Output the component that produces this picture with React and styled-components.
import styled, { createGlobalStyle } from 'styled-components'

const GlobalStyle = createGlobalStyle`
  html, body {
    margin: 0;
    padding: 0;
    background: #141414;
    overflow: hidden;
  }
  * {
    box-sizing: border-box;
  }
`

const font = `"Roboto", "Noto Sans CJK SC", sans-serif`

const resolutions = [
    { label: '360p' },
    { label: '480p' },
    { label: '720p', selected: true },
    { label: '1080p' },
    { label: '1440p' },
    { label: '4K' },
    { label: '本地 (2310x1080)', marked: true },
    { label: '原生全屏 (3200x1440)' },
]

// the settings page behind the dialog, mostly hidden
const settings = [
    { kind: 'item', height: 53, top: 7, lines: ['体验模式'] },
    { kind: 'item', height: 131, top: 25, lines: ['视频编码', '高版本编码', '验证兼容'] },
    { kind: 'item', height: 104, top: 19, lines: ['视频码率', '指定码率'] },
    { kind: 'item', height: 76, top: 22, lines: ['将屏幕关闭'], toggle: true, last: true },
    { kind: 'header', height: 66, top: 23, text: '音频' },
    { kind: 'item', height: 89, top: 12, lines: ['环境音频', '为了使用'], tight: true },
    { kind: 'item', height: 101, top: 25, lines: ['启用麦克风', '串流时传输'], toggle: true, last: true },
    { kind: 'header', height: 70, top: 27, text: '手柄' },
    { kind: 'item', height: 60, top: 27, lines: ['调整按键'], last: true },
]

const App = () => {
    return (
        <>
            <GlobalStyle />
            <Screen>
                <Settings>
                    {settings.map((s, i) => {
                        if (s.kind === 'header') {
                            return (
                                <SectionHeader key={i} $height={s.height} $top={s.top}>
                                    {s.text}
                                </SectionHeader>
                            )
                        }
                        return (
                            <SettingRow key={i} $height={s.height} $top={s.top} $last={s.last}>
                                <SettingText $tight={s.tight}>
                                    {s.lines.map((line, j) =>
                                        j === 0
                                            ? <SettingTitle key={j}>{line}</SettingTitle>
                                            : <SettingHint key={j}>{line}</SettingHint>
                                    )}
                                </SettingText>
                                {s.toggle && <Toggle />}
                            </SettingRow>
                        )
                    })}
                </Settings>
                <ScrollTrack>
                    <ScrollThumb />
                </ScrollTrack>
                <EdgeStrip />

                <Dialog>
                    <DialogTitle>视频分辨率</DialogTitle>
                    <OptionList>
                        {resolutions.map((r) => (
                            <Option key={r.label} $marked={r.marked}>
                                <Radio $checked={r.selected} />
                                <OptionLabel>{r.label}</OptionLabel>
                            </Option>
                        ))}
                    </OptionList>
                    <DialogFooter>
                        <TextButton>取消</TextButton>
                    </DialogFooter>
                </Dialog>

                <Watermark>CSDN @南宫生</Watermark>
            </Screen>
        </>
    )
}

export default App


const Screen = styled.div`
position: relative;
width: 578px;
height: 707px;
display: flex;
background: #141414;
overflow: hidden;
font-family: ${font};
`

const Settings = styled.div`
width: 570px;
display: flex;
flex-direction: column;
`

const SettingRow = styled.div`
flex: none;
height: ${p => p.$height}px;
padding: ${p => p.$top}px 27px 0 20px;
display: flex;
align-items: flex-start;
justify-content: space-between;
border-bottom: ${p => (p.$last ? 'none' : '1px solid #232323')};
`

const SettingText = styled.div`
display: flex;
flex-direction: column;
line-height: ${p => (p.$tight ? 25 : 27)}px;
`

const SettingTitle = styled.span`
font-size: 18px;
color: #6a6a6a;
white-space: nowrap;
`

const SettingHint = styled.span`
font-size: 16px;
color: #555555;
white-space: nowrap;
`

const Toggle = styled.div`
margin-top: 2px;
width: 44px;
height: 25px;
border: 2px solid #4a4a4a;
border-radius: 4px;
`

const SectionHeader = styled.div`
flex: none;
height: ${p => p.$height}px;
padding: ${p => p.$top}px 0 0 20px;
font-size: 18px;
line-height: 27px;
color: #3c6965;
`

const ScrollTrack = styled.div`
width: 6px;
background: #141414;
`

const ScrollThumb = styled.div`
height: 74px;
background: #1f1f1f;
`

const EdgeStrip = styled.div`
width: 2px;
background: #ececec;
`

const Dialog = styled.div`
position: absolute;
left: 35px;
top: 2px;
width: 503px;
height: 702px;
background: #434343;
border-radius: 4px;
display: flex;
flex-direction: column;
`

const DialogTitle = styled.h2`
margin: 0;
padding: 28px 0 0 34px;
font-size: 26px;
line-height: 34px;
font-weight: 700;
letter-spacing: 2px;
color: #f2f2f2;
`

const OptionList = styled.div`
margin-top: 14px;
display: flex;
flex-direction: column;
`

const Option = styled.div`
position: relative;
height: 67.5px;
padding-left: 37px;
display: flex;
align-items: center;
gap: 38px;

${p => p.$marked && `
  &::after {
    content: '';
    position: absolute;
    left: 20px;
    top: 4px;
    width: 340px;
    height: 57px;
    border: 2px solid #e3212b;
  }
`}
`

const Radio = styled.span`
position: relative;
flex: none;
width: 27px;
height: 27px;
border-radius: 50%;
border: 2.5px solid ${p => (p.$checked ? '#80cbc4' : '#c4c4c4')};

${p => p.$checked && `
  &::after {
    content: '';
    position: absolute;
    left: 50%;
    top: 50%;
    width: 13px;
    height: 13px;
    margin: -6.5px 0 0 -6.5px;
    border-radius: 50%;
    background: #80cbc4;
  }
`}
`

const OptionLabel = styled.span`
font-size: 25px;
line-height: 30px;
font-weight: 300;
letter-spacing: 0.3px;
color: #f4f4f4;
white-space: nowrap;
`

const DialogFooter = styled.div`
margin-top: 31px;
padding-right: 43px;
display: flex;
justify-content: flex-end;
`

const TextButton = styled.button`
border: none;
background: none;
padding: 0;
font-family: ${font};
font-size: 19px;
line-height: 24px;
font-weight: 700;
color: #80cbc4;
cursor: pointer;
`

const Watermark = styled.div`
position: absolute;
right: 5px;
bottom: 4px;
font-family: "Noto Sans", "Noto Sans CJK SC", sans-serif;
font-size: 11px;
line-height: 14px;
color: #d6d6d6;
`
——
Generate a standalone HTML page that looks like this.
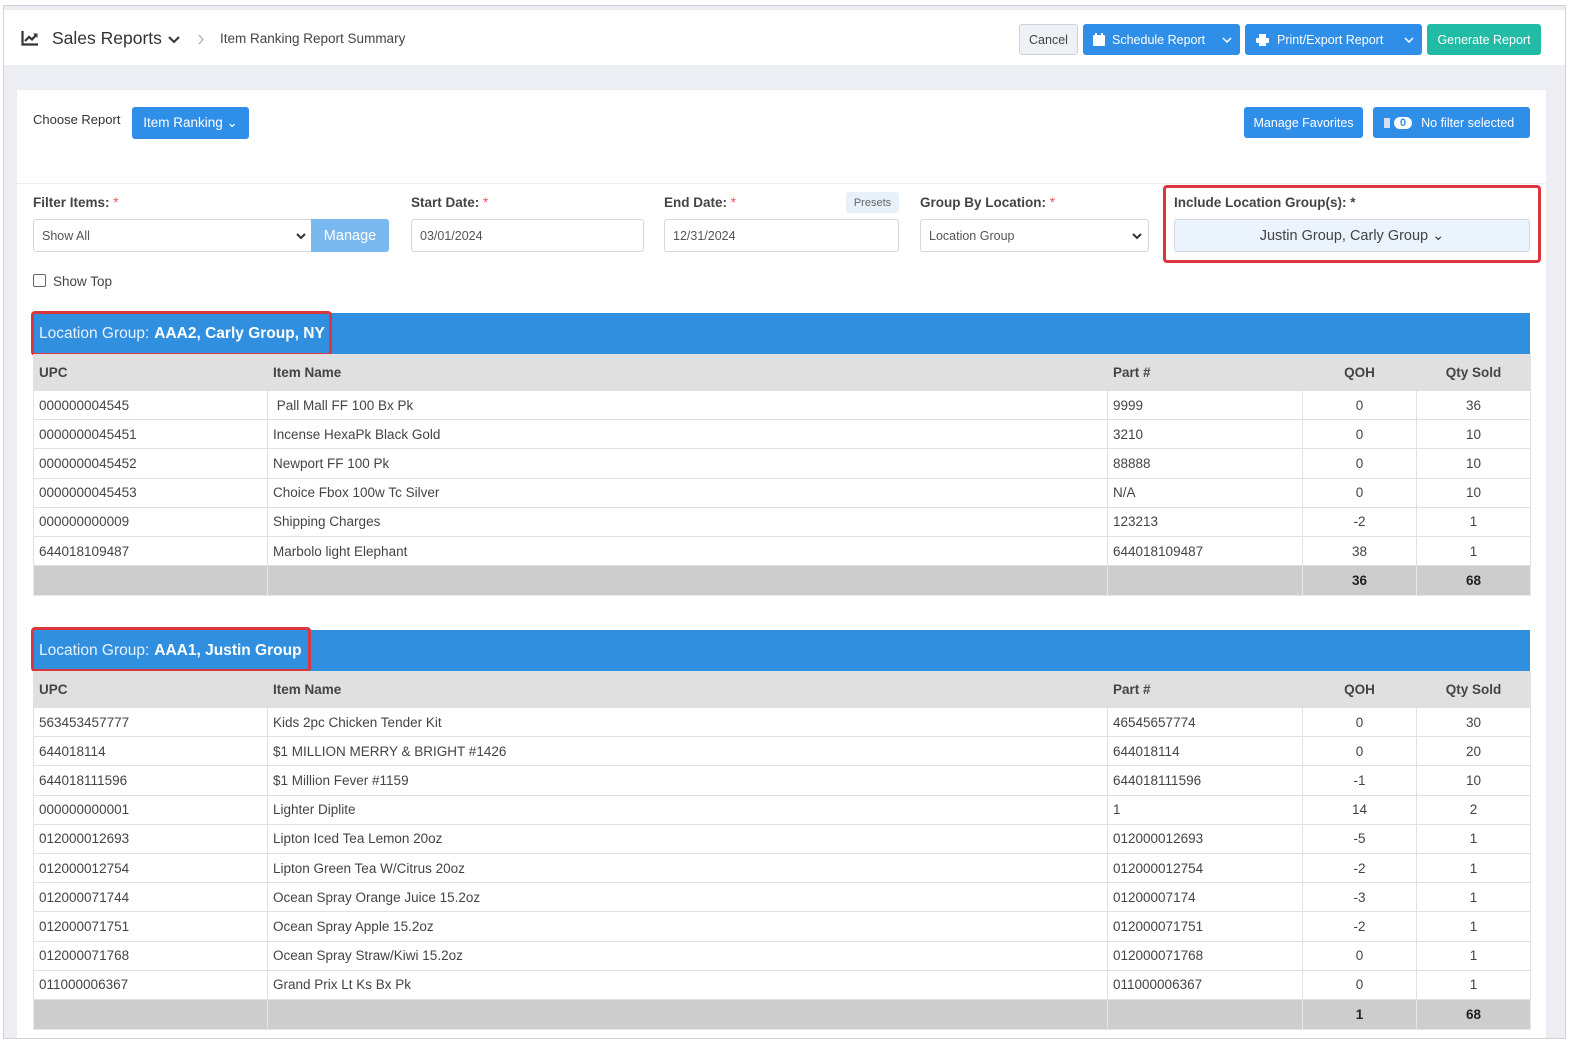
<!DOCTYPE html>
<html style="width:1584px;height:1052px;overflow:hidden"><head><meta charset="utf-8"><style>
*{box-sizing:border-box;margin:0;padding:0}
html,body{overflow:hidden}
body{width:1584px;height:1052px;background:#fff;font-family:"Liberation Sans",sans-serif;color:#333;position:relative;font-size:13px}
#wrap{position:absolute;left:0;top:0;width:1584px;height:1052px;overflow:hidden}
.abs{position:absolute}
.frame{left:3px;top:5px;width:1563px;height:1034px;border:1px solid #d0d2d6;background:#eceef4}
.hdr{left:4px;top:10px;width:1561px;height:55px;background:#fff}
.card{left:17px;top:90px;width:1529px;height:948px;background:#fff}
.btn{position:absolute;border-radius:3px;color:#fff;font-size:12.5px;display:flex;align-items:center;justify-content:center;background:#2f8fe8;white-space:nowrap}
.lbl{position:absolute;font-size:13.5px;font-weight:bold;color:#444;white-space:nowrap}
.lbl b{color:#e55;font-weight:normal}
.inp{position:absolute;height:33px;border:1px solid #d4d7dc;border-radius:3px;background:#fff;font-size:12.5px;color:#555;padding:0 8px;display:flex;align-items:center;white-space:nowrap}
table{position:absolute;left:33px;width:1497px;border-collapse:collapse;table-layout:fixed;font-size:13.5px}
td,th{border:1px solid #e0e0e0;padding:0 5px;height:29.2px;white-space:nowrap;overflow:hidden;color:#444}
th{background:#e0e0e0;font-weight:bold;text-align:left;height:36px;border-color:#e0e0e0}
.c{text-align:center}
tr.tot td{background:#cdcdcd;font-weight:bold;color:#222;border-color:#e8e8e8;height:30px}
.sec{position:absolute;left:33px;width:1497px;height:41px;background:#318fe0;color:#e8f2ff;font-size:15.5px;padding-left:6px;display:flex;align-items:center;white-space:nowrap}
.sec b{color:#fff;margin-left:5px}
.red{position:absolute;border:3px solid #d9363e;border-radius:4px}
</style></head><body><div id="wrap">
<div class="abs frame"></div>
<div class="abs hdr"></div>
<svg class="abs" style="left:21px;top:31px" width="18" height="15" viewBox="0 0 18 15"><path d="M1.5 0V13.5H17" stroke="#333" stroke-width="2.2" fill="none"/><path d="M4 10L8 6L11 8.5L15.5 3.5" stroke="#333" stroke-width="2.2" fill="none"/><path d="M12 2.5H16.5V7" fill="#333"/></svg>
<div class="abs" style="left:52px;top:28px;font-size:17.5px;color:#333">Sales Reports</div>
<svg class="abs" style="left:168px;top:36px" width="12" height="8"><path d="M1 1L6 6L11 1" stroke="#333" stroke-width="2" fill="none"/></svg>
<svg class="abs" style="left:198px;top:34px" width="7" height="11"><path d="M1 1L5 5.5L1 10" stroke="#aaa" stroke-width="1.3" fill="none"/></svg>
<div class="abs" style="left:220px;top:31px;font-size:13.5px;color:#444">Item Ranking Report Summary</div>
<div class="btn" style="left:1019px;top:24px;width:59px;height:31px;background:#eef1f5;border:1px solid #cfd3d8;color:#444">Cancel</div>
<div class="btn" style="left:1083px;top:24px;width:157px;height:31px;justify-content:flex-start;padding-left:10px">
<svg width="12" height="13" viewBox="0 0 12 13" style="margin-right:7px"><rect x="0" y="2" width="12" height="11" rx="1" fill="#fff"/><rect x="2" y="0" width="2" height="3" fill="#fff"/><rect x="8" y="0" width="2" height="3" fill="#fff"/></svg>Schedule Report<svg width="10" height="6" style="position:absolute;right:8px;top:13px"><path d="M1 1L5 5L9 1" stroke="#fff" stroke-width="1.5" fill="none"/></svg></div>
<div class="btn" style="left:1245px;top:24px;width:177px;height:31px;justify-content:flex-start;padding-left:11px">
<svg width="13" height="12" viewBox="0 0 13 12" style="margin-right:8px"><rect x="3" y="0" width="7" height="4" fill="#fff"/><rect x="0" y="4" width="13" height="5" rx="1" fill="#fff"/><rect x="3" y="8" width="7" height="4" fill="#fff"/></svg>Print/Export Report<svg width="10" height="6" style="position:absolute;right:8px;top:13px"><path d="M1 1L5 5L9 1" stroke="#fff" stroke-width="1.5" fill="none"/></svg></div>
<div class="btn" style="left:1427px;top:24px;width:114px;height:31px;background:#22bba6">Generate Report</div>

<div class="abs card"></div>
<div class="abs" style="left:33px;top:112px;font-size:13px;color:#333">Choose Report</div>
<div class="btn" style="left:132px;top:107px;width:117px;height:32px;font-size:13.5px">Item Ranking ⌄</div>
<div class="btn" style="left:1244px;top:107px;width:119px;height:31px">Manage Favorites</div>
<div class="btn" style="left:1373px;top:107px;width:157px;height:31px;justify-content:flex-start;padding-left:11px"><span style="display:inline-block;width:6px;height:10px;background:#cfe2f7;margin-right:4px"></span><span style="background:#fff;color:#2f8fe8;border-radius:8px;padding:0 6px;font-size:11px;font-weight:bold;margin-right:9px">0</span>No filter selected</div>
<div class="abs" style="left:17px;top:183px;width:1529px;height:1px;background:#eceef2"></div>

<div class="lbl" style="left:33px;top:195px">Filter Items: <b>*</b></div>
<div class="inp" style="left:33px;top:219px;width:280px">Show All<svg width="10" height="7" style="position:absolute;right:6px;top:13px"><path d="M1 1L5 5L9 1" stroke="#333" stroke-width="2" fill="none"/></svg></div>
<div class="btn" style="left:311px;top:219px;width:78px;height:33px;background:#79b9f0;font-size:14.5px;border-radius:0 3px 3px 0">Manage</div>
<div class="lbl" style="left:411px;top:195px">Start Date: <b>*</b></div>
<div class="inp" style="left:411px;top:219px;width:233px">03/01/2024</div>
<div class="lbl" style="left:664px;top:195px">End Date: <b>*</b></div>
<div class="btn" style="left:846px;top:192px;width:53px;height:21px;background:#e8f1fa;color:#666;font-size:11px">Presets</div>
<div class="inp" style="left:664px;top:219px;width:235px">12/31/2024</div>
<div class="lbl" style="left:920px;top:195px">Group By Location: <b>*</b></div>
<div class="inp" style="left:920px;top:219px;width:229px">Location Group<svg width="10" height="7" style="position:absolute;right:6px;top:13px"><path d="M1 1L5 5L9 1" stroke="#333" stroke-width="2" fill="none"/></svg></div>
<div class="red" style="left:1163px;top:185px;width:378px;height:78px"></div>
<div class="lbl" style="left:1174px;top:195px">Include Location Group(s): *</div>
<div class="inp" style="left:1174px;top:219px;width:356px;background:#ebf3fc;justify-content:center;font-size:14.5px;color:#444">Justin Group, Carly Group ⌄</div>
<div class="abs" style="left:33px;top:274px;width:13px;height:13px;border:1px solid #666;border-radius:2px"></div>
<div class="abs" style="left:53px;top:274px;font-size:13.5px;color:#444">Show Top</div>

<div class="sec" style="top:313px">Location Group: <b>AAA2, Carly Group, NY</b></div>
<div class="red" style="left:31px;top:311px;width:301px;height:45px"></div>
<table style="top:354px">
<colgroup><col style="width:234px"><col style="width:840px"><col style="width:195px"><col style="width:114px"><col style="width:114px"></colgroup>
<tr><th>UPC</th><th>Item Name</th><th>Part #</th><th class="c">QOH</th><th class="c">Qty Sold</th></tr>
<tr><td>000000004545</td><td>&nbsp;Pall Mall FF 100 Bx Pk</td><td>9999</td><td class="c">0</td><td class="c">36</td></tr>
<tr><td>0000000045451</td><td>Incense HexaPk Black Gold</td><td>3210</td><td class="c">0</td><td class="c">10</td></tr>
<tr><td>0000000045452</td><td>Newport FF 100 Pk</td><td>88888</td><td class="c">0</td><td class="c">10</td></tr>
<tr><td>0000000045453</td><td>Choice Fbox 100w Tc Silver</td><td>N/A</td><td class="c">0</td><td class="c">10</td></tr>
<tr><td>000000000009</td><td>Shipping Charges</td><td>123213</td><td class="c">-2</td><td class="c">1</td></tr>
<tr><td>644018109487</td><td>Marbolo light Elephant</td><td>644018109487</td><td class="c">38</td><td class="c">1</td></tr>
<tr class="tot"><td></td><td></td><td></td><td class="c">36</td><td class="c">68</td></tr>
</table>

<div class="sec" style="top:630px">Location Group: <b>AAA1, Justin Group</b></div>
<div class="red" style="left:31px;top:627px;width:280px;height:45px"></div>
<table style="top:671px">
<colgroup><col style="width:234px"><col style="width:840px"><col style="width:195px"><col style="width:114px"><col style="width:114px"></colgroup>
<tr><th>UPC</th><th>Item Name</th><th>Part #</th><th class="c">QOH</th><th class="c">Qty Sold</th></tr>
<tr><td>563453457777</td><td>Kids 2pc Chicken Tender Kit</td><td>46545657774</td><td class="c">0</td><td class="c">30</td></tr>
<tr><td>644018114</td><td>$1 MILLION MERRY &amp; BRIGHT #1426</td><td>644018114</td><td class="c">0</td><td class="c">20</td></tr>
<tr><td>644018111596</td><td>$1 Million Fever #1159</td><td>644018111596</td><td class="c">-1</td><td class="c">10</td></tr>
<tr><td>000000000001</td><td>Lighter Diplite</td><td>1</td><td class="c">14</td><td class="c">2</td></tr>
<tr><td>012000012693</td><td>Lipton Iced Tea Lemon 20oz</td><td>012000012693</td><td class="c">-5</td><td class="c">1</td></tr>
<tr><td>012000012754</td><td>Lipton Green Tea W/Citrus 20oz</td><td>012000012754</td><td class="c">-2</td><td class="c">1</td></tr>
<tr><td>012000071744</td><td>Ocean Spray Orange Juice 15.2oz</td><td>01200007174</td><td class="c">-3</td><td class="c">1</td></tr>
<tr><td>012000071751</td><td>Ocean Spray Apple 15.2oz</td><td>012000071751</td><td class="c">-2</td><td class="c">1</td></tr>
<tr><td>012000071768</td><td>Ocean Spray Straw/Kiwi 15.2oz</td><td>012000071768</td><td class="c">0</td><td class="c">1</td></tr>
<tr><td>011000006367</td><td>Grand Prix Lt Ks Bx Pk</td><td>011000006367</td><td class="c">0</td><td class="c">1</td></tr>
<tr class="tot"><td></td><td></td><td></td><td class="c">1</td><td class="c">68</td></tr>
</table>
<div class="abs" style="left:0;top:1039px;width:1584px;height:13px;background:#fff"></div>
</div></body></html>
——
▸ Short exercise
Copy every line of the listing that contains the word "this".

▸ Output of the exercise
Output the component that produces this picture with React and styled-components.
Generate a standalone HTML page that looks like this.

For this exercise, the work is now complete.